Źródło: autosport.com

KOMENTARZE

8
znafcaf1
26.10.2012 04:06
@jednooki_cyklop hahahahahah wtedy bedzie jezdził Kubica nie zapominaj
Simi
25.10.2012 09:45
No właśnie. Mam nadzieję, że ta ostrożność nie spreawi, że Romain zacznie nagle jeździć bezpłciowo. Jest szybki i waleczny, ale te kraksy, kara i "pogróżki" o dłuższej absencji trochę go stłamsiły. Liczę na to, że nadal będzie w stanie błyszczec, a przy tym nikogo nie krzywdzić...no chyba że Vettela ;) - żartuję oczywoście.
MPOWER
25.10.2012 09:35
Nic nie mam do Francuza i zbyt szybko oceniać jego możliwości.
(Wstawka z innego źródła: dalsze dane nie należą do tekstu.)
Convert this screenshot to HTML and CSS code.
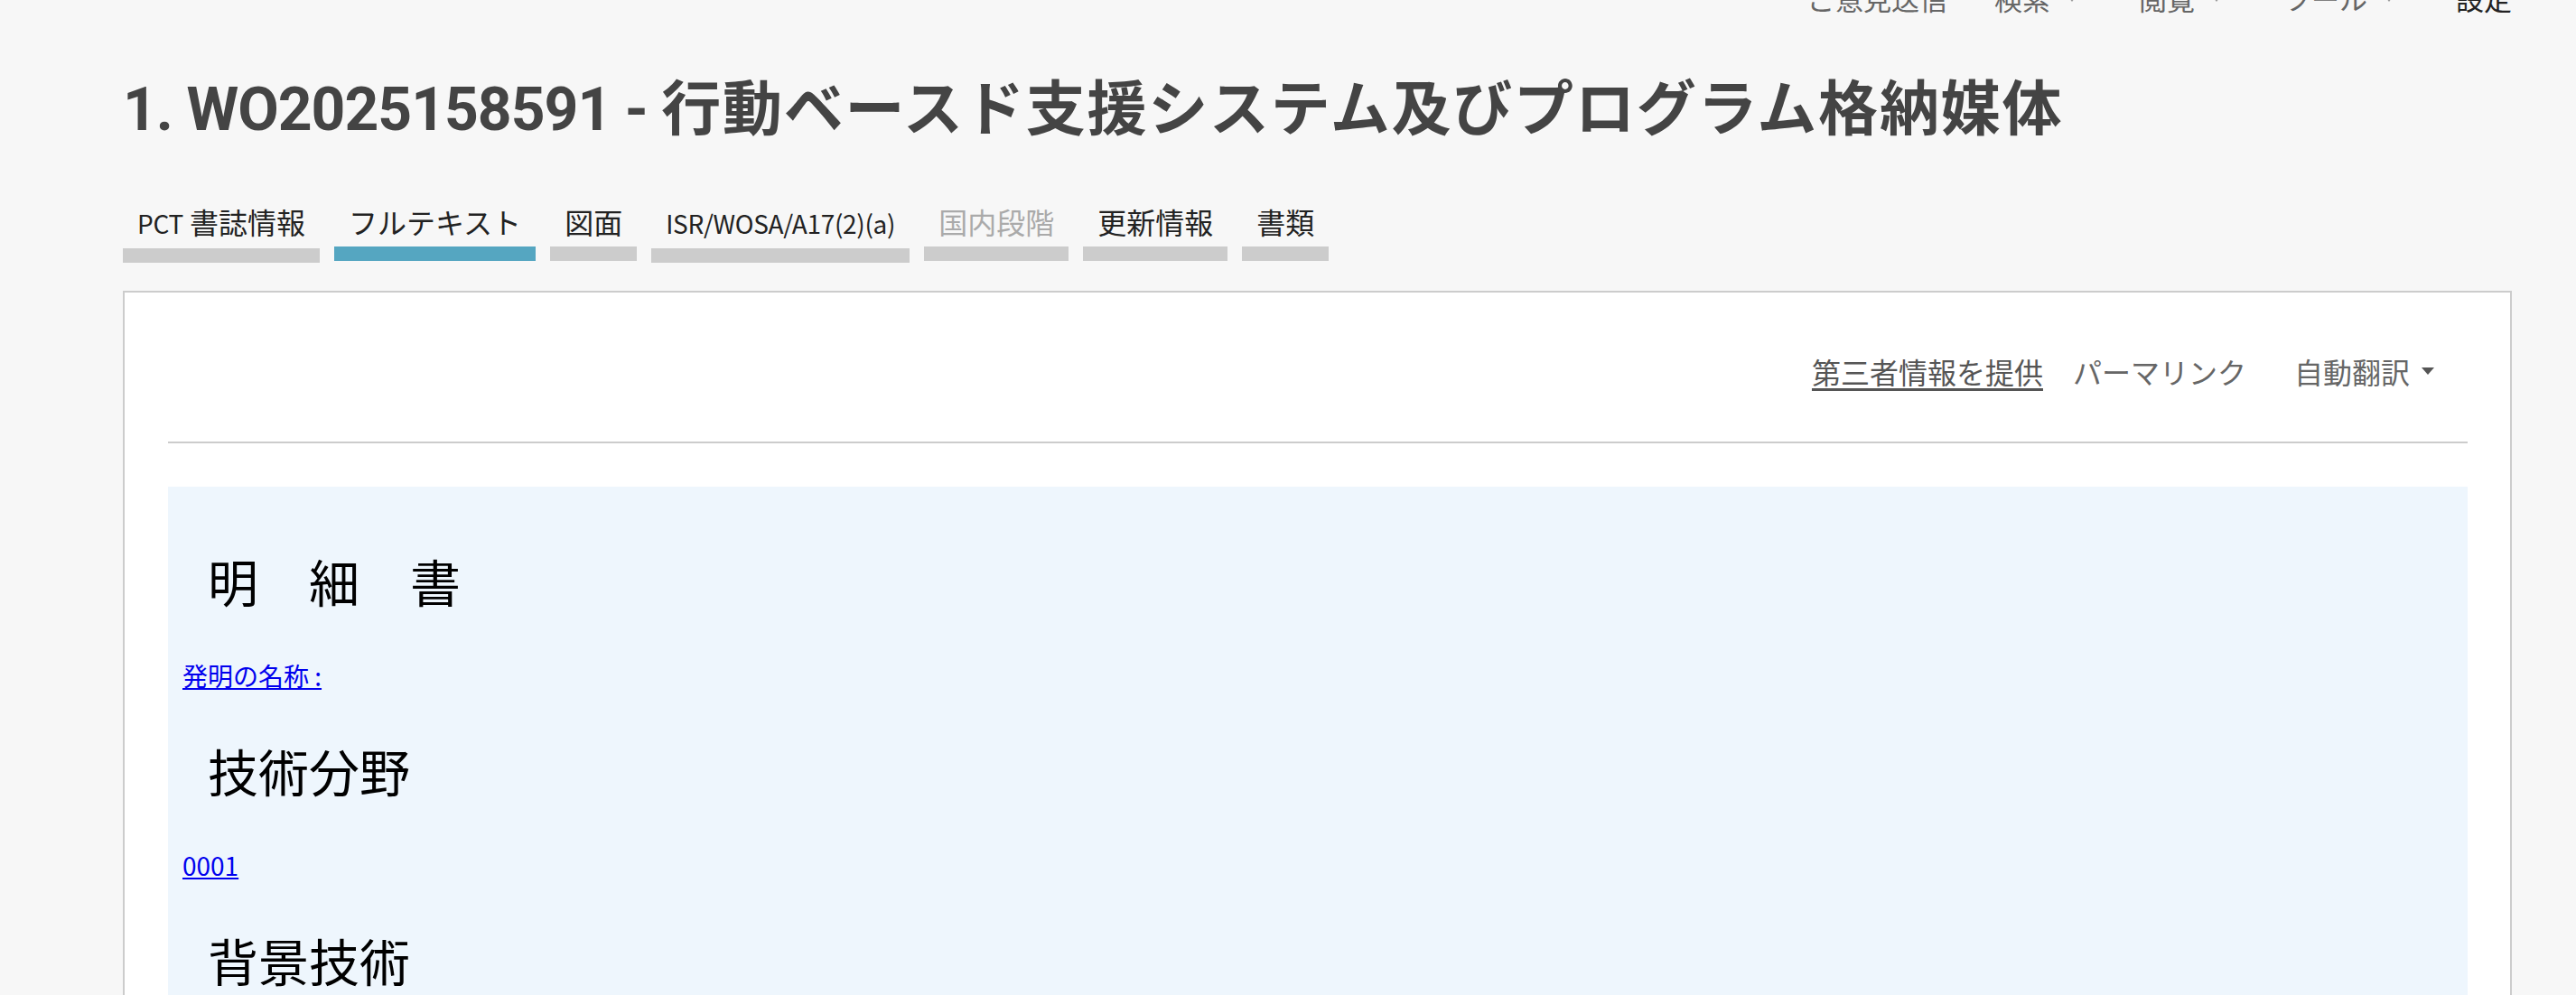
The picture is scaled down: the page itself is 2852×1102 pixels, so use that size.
FILE: index.html
```html
<!DOCTYPE html>
<html lang="ja">
<head>
<meta charset="utf-8">
<title>WO2025158591 - 行動ベースド支援システム及びプログラム格納媒体</title>
<link rel="stylesheet" href="styles.css">
</head>
<body>
<div class="page">
  <nav class="topnav">
    <a class="nav-item">ご意見送信</a>
    <a class="nav-item has-menu">検索<svg class="caret" viewBox="0 0 12 8" width="12" height="8"><path d="M0 0h12L6 8z"/></svg></a>
    <a class="nav-item has-menu">閲覧<svg class="caret" viewBox="0 0 12 8" width="12" height="8"><path d="M0 0h12L6 8z"/></svg></a>
    <a class="nav-item has-menu">ツール<svg class="caret" viewBox="0 0 12 8" width="12" height="8"><path d="M0 0h12L6 8z"/></svg></a>
    <a class="nav-item nav-strong">設定</a>
  </nav>

  <h1 class="title"><span class="pubno">1. WO2025158591 - </span>行動ベースド支援システム及びプログラム格納媒体</h1>

  <div class="tabs">
    <a class="tab"><span class="tab-label"><span class="lat">PCT</span> 書誌情報</span><span class="tab-bar"></span></a>
    <a class="tab active"><span class="tab-label">フルテキスト</span><span class="tab-bar"></span></a>
    <a class="tab"><span class="tab-label">図面</span><span class="tab-bar"></span></a>
    <a class="tab"><span class="tab-label"><span class="lat">ISR/WOSA/A17(2)(a)</span></span><span class="tab-bar"></span></a>
    <a class="tab disabled"><span class="tab-label">国内段階</span><span class="tab-bar"></span></a>
    <a class="tab"><span class="tab-label">更新情報</span><span class="tab-bar"></span></a>
    <a class="tab"><span class="tab-label">書類</span><span class="tab-bar"></span></a>
  </div>

  <section class="card">
    <div class="toolbar">
      <a class="tool-link">第三者情報を提供</a>
      <a class="tool-item perma">パーマリンク</a>
      <a class="tool-item translate">自動翻訳<svg class="tool-caret" viewBox="0 0 14 8" width="14" height="8"><path d="M0 0h14L7 8z"/></svg></a>
    </div>
    <hr class="divider">
    <div class="doc">
      <h2 class="doc-heading">明　細　書</h2>
      <p class="doc-para"><a class="doc-link" href="#">発明の名称 :</a></p>
      <h2 class="doc-heading">技術分野</h2>
      <p class="doc-para"><a class="doc-link" href="#">0001</a></p>
      <h2 class="doc-heading">背景技術</h2>
      <p class="doc-para"><a class="doc-link" href="#">0002</a></p>
      <p class="doc-para">本開示は、行動ベースド支援システム及びプログラム格納媒体に関する。</p>
    </div>
  </section>
</div>
</body>
</html>
```

FILE: styles.css
```css
html, body {
  margin: 0;
  padding: 0;
  background: #f7f7f7;
}

body {
  font-family: "Noto Sans CJK JP", "Noto Sans", sans-serif;
  color: #222;
  overflow: hidden;
}

.page {
  margin: 0 71px 0 136px;
}

/* top navigation (partly scrolled out of view) */
.topnav {
  display: flex;
  justify-content: flex-end;
  align-items: center;
  gap: 52px;
  height: 40px;
  margin-top: -22px;
  font-size: 31px;
  line-height: 40px;
}

.nav-item {
  display: flex;
  align-items: center;
  color: #666;
  text-decoration: none;
}

.nav-item.has-menu {
  padding-right: 16px;
}

.nav-strong {
  color: #222;
}

.caret {
  margin-left: 18px;
  fill: #9a9a9a;
}

/* title */
.title {
  margin: 64px 0 0;
  font-family: Roboto, "Noto Sans CJK JP", sans-serif;
  font-weight: 700;
  font-size: 66px;
  line-height: 80px;
  letter-spacing: 1.8px;
  color: #444;
  white-space: nowrap;
}

.pubno {
  letter-spacing: -1px;
}

/* tabs */
.tabs {
  display: flex;
  gap: 16px;
  margin-top: 63px;
}

.tab {
  display: flex;
  flex-direction: column;
  color: #222;
  text-decoration: none;
}

.tab-label {
  padding: 0 16px;
  font-size: 32px;
  line-height: 40px;
  white-space: nowrap;
}

.lat {
  font-size: 28px;
  letter-spacing: -0.3px;
}

.tab-bar {
  height: 16px;
  margin-top: 8px;
  background: #cccccc;
}

.tab.active .tab-bar {
  background: #55a6c1;
}

.tab.disabled {
  color: #aaaaaa;
}

/* main card */
.card {
  margin-top: 31px;
  background: #fff;
  border: 2px solid #cccccc;
  padding: 0 47px 0 48px;
  height: 1200px;
}

.toolbar {
  display: flex;
  justify-content: flex-end;
  align-items: center;
  padding: 63px 37px 0 0;
  font-size: 32px;
  line-height: 48px;
  color: #666;
}

.tool-link {
  color: #555;
  text-decoration: underline;
  text-underline-offset: 5px;
}

.tool-item {
  display: flex;
  align-items: center;
  color: #666;
}

.perma {
  margin-left: 33px;
}

.translate {
  margin-left: 53px;
}

.tool-caret {
  margin-left: 13px;
  fill: #555;
}

.divider {
  margin: 54px 0 0;
  border: 0;
  height: 2px;
  background: #cccccc;
}

/* document body */
.doc {
  margin-top: 48px;
  background: #eef6fd;
  padding: 69px 16px 40px;
}

.doc-heading {
  margin: 0 0 50px;
  padding-left: 28px;
  font-size: 56px;
  line-height: 70px;
  font-weight: 400;
  color: #000;
}

.doc-para {
  margin: 0 0 50px;
  font-size: 28px;
  line-height: 40px;
  color: #000;
}

.doc-link {
  color: #0000ee;
  text-decoration: underline;
}
```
W tym sezonie pokazał, że jak pokona start to potrafi szybko jechać. Jasne, już był w F1 ale w jakich okolicznościach? Bolid nie pod niego tylko pod Alonso, nowe opony i tylko 7 wyścigów. To jak teraz kogoś wstawić do Ferrari za Massę i mamy to samo. Poczekajmy do przyszłego sezonu, bo to będzie sprawdzian głównie dla 5 kierowców. 1) Hamilton w Mercedesie. - jak sobie poradzi w teoretycznie słabszym bolidzie 2) Kimi - czy będzie taki szybki jak za najlepszych czasów 3) Perez w Mcl - jak sobie poradzi w szybkim bolidzie u boku Buttona. 4) Bottas w F1 - pełny sezon 5) Grosjean - czy będzie taki szybki jak o nim mówią. (sezon docieranie ma za sobą) I to nam da większy obraz - czy kierowcy są przeceniani czy faktycznie są dobrzy jak się o nich mówi. Ominąłem tutaj Massę i jego formę w 2013r oraz jak się pokażę Rosberg u boku Lewisa. Francuz w tym sezonie sam sobie nawarzył piwa i musi go teraz spijać. Mam nadzieję tylko, że nie zblokuję go to wewnętrznie i będzie nadal szybki jaki do tej pory był.
Schumacher
25.10.2012 06:34
I taki crash kid zostanie a Koba odchodzi...no trzymajcie mnie ludzie!!!
jednooki_cyklop
25.10.2012 06:07
@Gie Romek jest kierowcą, który za rok, dwa może brylować w F1.
Player1
25.10.2012 05:42
Swego czasu "wykastrowali" HAM, w tym sezonie MAL (tak trochę), a GRO świeżo po. Zbierze się nam chórek chłopięcy byłych "walczaków".
Gie
25.10.2012 05:21
Będzie tak ostrożny że to jemu będą wjeżdżać w tyłek inni :) Ten samochód aż się prosi o Kovalainena czy Hulkenberga ew. o jakiegoś młodzika który za rok, dwa może brylować w F1. A Romek ani nie jest młodzikiem ani nowicjuszem a jeździ jakby nim był.
katinka
25.10.2012 04:55
Ale ma stresa chłopak. Oby tylko z walecznego kierowcy jakim jest Groszek nie zrobiła się pierdoła przepuszczająca na starcie połowę stawki.